Remember that full frame sensors will utilise the lens focal lengths the same way as a 35mm film frame. Perspective, angle of view, and depth of field will be as the lens manufacturer intended. However, I have conducted tests on MFT, APS-C, as well as full frame sensors, and the lenses I used (from 24mm to 300mm) have worked well on all three. Therefore I cannot really say any sensor size is better than another, although with full frame I do like to be able to use the lenses as they were intended. With crop sensors you suffer from not having a ‘wide’ end of your lens range, but that rarely bothers a toy photographer.
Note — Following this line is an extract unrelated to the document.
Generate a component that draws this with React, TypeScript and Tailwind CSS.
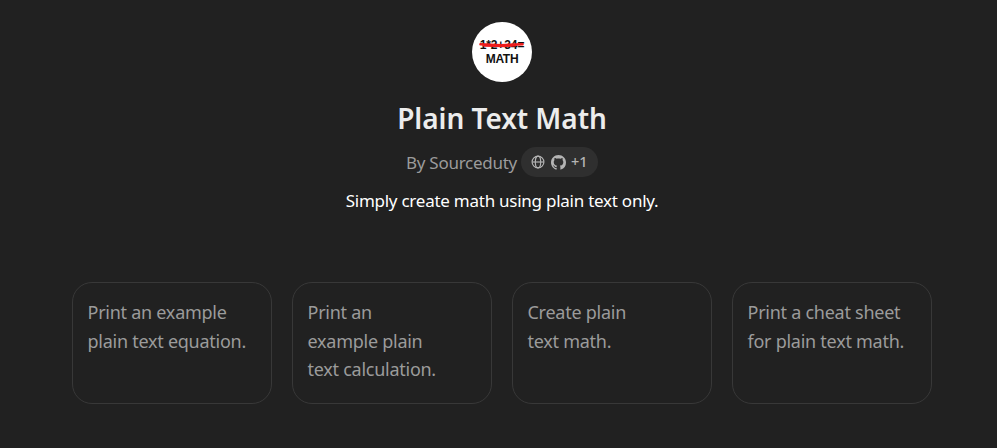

Don’t forget crop factors:
- Full Frame: 1x
- APS-C: Canon 1.6x
- APS-C: others 1.5x
- MFT: 2x
- Nikon 1 (CX): 2.7x
The higher the crop factor the more you will want to progress towards wide angle lenses. I found the 28mm works well as a ‘standard’ lens on both MFT and Sony APS-C. Add a 7mm extension tube (or even better, a helicoid adapter) and it is extremely versatile for toy photography. The 50mm, plus any of the three extension tubes individually, works well on these sensors for close-up or detail shots. I feel the 135mm is best left to full frame sensors as far as toy photography is concerned.
Don’t let these vintage beauties flounder in the trunk in the attic. There is a lot of fun to be had for zero, or only a small cost. There will be need for experimentation and you may get a higher percentage of failures than you are used to; but when you do get it right, you will be rewarded with images filled with unique character and style.